Raw data ▸
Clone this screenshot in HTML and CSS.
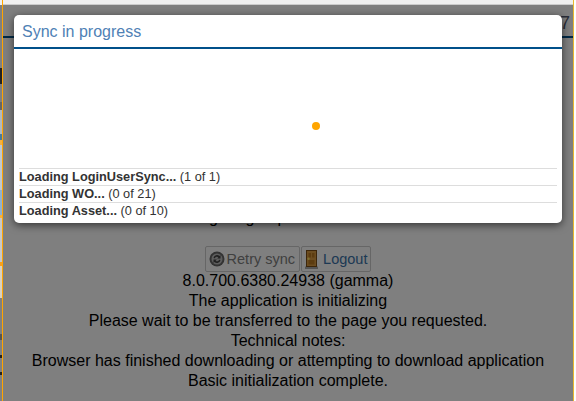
FILE: index.html
```html
<!DOCTYPE html>
<html lang="en">
<head>
  <meta charset="UTF-8" />
  <meta name="viewport" content="width=device-width, initial-scale=1" />
  <title>Sync in progress</title>
  <link rel="stylesheet" href="styles.css">
</head>
<body>
  <div class="frame">
    <div class="strip"></div>
    <div class="main">
      <div class="topbar"></div>
      <div class="page">
        <div class="page-header">
          <span class="page-title">Loading AAS / AAS Tab application</span>
          <span class="page-version">7</span>
        </div>
        <div class="page-body">
          <div class="status-line">Waiting for group to be reinitialized</div>
          <div class="actions">
            <button class="action action-retry">
              <svg width="16" height="16" viewBox="0 0 16 16">
                <circle cx="8" cy="8" r="7.5" fill="#666" />
                <circle cx="8" cy="8" r="5.5" fill="#bbb" />
                <path d="M4.5 7a3.6 3.6 0 0 1 6-2l1-1v3.400H8.200l1.200-1.200A2.200 2.200 0 0 0 5.900 7.300z" fill="#444" />
                <path d="M11.500 9a3.600 3.600 0 0 1-6 2l-1 1V8.600h3.300L6.600 9.800a2.200 2.200 0 0 0 3.500-1.100z" fill="#444" />
              </svg>
              Retry sync
            </button>
            <button class="action action-logout">
              <svg width="13" height="19" viewBox="0 0 13 19">
                <rect x="0" y="16.500" width="13" height="2.500" fill="#aaa" />
                <rect x="1.500" y="0.500" width="10" height="16" fill="#d89a40" stroke="#7a4c14" />
                <rect x="3.500" y="3" width="2.500" height="4.500" fill="#b87820" />
                <rect x="7" y="3" width="2.500" height="4.500" fill="#b87820" />
                <rect x="3.500" y="10" width="6" height="4.500" fill="#b87820" />
                <circle cx="3.500" cy="8.700" r="1.200" fill="#ffe060" />
              </svg>
              Logout
            </button>
          </div>
          <div>8.0.700.6380.24938 (gamma)</div>
          <div>The application is initializing</div>
          <div>Please wait to be transferred to the page you requested.</div>
          <div>Technical notes:</div>
          <div>Browser has finished downloading or attempting to download application</div>
          <div>Basic initialization complete.</div>
        </div>
      </div>
      <div class="overlay"></div>
    </div>
    <div class="edge"></div>

    <div class="modal">
      <div class="modal-header">Sync in progress</div>
      <div class="modal-body">
        <div class="spinner">
          <span class="spinner-dot"></span>
        </div>
        <div class="sync-row sync-active"><b>Loading LoginUserSync...</b> (1 of 1)</div>
        <div class="sync-row"><b>Loading WO...</b> (0 of 21)</div>
        <div class="sync-row"><b>Loading Asset...</b> (0 of 10)</div>
      </div>
    </div>
  </div>
</body>
</html>
```

FILE: styles.css
```css
html, body {
  margin: 0;
  height: 100%;
  overflow: hidden;
  background-color: #fff;
  font-family: "Liberation Sans", Arial, sans-serif;
}

.frame {
  position: relative;
  display: flex;
  height: 401px;
}

/* Sliver of the window behind */
.strip {
  width: 2px;
  background: linear-gradient(to bottom,
    #f0f0f0 0, #f0f0f0 5px,
    #808080 5px, #808080 68px,
    #222 68px, #222 84px,
    #808080 84px, #808080 102px,
    #666 102px, #666 110px,
    #b0b8c0 110px, #b0b8c0 134px,
    #4a7a9a 134px, #4a7a9a 140px,
    #f5b040 140px, #f5b040 145px,
    #c0c8d0 145px, #c0c8d0 190px,
    #8fb0d0 190px, #8fb0d0 215px,
    #f5b040 215px, #f5b040 218px,
    #c8c8c8 218px, #c8c8c8 262px,
    #f5a020 262px, #f5a020 266px,
    #d8d0c0 266px, #d8d0c0 298px,
    #808080 298px, #808080 334px,
    #555 334px, #555 340px,
    #808080 340px, #808080 355px,
    #222 355px, #222 358px,
    #808080 358px, #808080 372px,
    #222 372px, #222 375px,
    #808080 375px);
}

.main {
  position: relative;
  flex: 1;
  border-left: 1px solid #ffa500;
  border-right: 1px solid #e8b830;
  background-color: #fff;
}

.edge {
  width: 2px;
}

.topbar {
  height: 4px;
  background-color: #f0f0f0;
  border-bottom: 1px solid #ccc;
}

.page-header {
  display: flex;
  justify-content: space-between;
  height: 33px;
  padding: 8px 3px 0 33px;
  box-sizing: border-box;
  border-bottom: 2px solid #00508a;
  font-size: 18px;
  color: #2f6ea5;
}

.page-title, .page-version {
  line-height: 20px;
}

.page-version {
  color: #555a70;
}

.page-body {
  padding-top: 170px;
  font-size: 16px;
  line-height: 20px;
  text-align: center;
  color: #000;
}

.actions {
  display: flex;
  justify-content: center;
  gap: 1px;
  margin: 18px 0 -1px;
}

.action {
  display: flex;
  align-items: center;
  height: 26px;
  background-color: #fff;
  border: 1px solid #ccc;
  border-radius: 2px;
  font-family: inherit;
  font-size: 14.5px;
}

.action-retry {
  gap: 2px;
  padding: 0 4px 0 3px;
  color: #808080;
}

.action-logout {
  gap: 5px;
  padding: 0 3px;
  color: #3a72a8;
}

.overlay {
  position: absolute;
  top: 5px;
  left: 0;
  right: 0;
  bottom: 0;
  background-color: rgba(0, 0, 0, 0.5);
}

.modal {
  position: absolute;
  top: 15px;
  left: 14px;
  width: 548px;
  height: 208px;
  background-color: #fff;
  border-radius: 5px;
  box-shadow: 0 2px 8px rgba(0, 0, 0, 0.6);
}

.modal-header {
  height: 34px;
  box-sizing: border-box;
  padding: 8px 8px 0;
  border-bottom: 2px solid #00508a;
  font-size: 16px;
  line-height: 18px;
  color: #4f81b5;
}

.modal-body {
  padding: 0 5px;
}

.spinner {
  position: relative;
  height: 119px;
}

.spinner-dot {
  position: absolute;
  top: 73px;
  left: 293px;
  width: 8px;
  height: 8px;
  border-radius: 50%;
  background-color: #ffa500;
}

.sync-row {
  height: 17px;
  box-sizing: border-box;
  border-top: 1px solid #ddd;
  font-size: 12.75px;
  line-height: 16px;
  color: #333;
}
```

Aim ▸
Exclude every picture and copy the remaining data exactly.

The response ▸
Clone this screenshot in HTML and CSS.
FILE: index.html
```html
<!DOCTYPE html>
<html lang="en">
<head>
  <meta charset="UTF-8" />
  <meta name="viewport" content="width=device-width, initial-scale=1" />
  <title>Sync in progress</title>
  <link rel="stylesheet" href="styles.css">
</head>
<body>
  <div class="frame">
    <div class="strip"></div>
    <div class="main">
      <div class="topbar"></div>
      <div class="page">
        <div class="page-header">
          <span class="page-title">Loading AAS / AAS Tab application</span>
          <span class="page-version">7</span>
        </div>
        <div class="page-body">
          <div class="status-line">Waiting for group to be reinitialized</div>
          <div class="actions">
            <button class="action action-retry">
              <svg width="16" height="16" viewBox="0 0 16 16">
                <circle cx="8" cy="8" r="7.5" fill="#666" />
                <circle cx="8" cy="8" r="5.5" fill="#bbb" />
                <path d="M4.5 7a3.6 3.6 0 0 1 6-2l1-1v3.400H8.200l1.200-1.200A2.200 2.200 0 0 0 5.900 7.300z" fill="#444" />
                <path d="M11.500 9a3.600 3.600 0 0 1-6 2l-1 1V8.600h3.300L6.600 9.800a2.200 2.200 0 0 0 3.500-1.100z" fill="#444" />
              </svg>
              Retry sync
            </button>
            <button class="action action-logout">
              <svg width="13" height="19" viewBox="0 0 13 19">
                <rect x="0" y="16.500" width="13" height="2.500" fill="#aaa" />
                <rect x="1.500" y="0.500" width="10" height="16" fill="#d89a40" stroke="#7a4c14" />
                <rect x="3.500" y="3" width="2.500" height="4.500" fill="#b87820" />
                <rect x="7" y="3" width="2.500" height="4.500" fill="#b87820" />
                <rect x="3.500" y="10" width="6" height="4.500" fill="#b87820" />
                <circle cx="3.500" cy="8.700" r="1.200" fill="#ffe060" />
              </svg>
              Logout
            </button>
          </div>
          <div>8.0.700.6380.24938 (gamma)</div>
          <div>The application is initializing</div>
          <div>Please wait to be transferred to the page you requested.</div>
          <div>Technical notes:</div>
          <div>Browser has finished downloading or attempting to download application</div>
          <div>Basic initialization complete.</div>
        </div>
      </div>
      <div class="overlay"></div>
    </div>
    <div class="edge"></div>

    <div class="modal">
      <div class="modal-header">Sync in progress</div>
      <div class="modal-body">
        <div class="spinner">
          <span class="spinner-dot"></span>
        </div>
        <div class="sync-row sync-active"><b>Loading LoginUserSync...</b> (1 of 1)</div>
        <div class="sync-row"><b>Loading WO...</b> (0 of 21)</div>
        <div class="sync-row"><b>Loading Asset...</b> (0 of 10)</div>
      </div>
    </div>
  </div>
</body>
</html>
```

FILE: styles.css
```css
html, body {
  margin: 0;
  height: 100%;
  overflow: hidden;
  background-color: #fff;
  font-family: "Liberation Sans", Arial, sans-serif;
}

.frame {
  position: relative;
  display: flex;
  height: 401px;
}

/* Sliver of the window behind */
.strip {
  width: 2px;
  background: linear-gradient(to bottom,
    #f0f0f0 0, #f0f0f0 5px,
    #808080 5px, #808080 68px,
    #222 68px, #222 84px,
    #808080 84px, #808080 102px,
    #666 102px, #666 110px,
    #b0b8c0 110px, #b0b8c0 134px,
    #4a7a9a 134px, #4a7a9a 140px,
    #f5b040 140px, #f5b040 145px,
    #c0c8d0 145px, #c0c8d0 190px,
    #8fb0d0 190px, #8fb0d0 215px,
    #f5b040 215px, #f5b040 218px,
    #c8c8c8 218px, #c8c8c8 262px,
    #f5a020 262px, #f5a020 266px,
    #d8d0c0 266px, #d8d0c0 298px,
    #808080 298px, #808080 334px,
    #555 334px, #555 340px,
    #808080 340px, #808080 355px,
    #222 355px, #222 358px,
    #808080 358px, #808080 372px,
    #222 372px, #222 375px,
    #808080 375px);
}

.main {
  position: relative;
  flex: 1;
  border-left: 1px solid #ffa500;
  border-right: 1px solid #e8b830;
  background-color: #fff;
}

.edge {
  width: 2px;
}

.topbar {
  height: 4px;
  background-color: #f0f0f0;
  border-bottom: 1px solid #ccc;
}

.page-header {
  display: flex;
  justify-content: space-between;
  height: 33px;
  padding: 8px 3px 0 33px;
  box-sizing: border-box;
  border-bottom: 2px solid #00508a;
  font-size: 18px;
  color: #2f6ea5;
}

.page-title, .page-version {
  line-height: 20px;
}

.page-version {
  color: #555a70;
}

.page-body {
  padding-top: 170px;
  font-size: 16px;
  line-height: 20px;
  text-align: center;
  color: #000;
}

.actions {
  display: flex;
  justify-content: center;
  gap: 1px;
  margin: 18px 0 -1px;
}

.action {
  display: flex;
  align-items: center;
  height: 26px;
  background-color: #fff;
  border: 1px solid #ccc;
  border-radius: 2px;
  font-family: inherit;
  font-size: 14.5px;
}

.action-retry {
  gap: 2px;
  padding: 0 4px 0 3px;
  color: #808080;
}

.action-logout {
  gap: 5px;
  padding: 0 3px;
  color: #3a72a8;
}

.overlay {
  position: absolute;
  top: 5px;
  left: 0;
  right: 0;
  bottom: 0;
  background-color: rgba(0, 0, 0, 0.5);
}

.modal {
  position: absolute;
  top: 15px;
  left: 14px;
  width: 548px;
  height: 208px;
  background-color: #fff;
  border-radius: 5px;
  box-shadow: 0 2px 8px rgba(0, 0, 0, 0.6);
}

.modal-header {
  height: 34px;
  box-sizing: border-box;
  padding: 8px 8px 0;
  border-bottom: 2px solid #00508a;
  font-size: 16px;
  line-height: 18px;
  color: #4f81b5;
}

.modal-body {
  padding: 0 5px;
}

.spinner {
  position: relative;
  height: 119px;
}

.spinner-dot {
  position: absolute;
  top: 73px;
  left: 293px;
  width: 8px;
  height: 8px;
  border-radius: 50%;
  background-color: #ffa500;
}

.sync-row {
  height: 17px;
  box-sizing: border-box;
  border-top: 1px solid #ddd;
  font-size: 12.75px;
  line-height: 16px;
  color: #333;
}
```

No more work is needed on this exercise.